Dès lors, peut-on se glorifier de « bons » résultats financiers de l’ONEM ? Le simple constat de cette vérité budgétaire est trop court, car cela ne dit qu’une partie de la réalité sociale et cela ne dit absolument rien de ce que cachent les statistiques. Cela ne dit rien de l’érosion de la sécurité sociale ; cela ne dit rien de la précarisation de la société ; cela ne dit rien de la peur des citoyens quant à leur avenir ; cela ne dit rien de l’horizon qui se bouche pour les plus jeunes ; cela ne dit rien de la perte de confiance de la population quant à la capacité des politiques à résoudre leurs problèmes.

Nous pensons qu’il faut certes dire la vérité, mais toute la vérité et rien que la vérité.

R. Cherenti – Directeur général de CPAS, Collaborateur scientifique à l’UMons

B. Antoine – Directeur général de CPAS, chargé d’enseignement à l’UMons

[1] Willy Lahaye, Isabelle Pannecoucke, Jan Vranken & Ronan Van Rossem (éd.), Pauvreté en Belgique, Universiteit Gent / UMons, 2017.

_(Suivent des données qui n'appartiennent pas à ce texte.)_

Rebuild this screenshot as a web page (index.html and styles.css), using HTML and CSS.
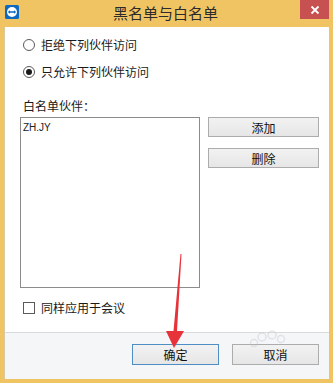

[2] La Wallonie approche quant à elle les 22%. Alternative : en Wallonie 21,2% de la population vit dans un ménage dont le revenu net équivalent est inférieur au seuil de pauvreté (IWEPS – 1.09.2018)

[3] Willy LAHAYE, Emilie CHARLIER, Vulnérables mais invisibles, Bruxelles, PAUVéRITé, n°11, mars 2016

[4] Bouckaert N. et Schokkaert E., première évaluation du non recours au RI, RBSS, 2011, p. 613.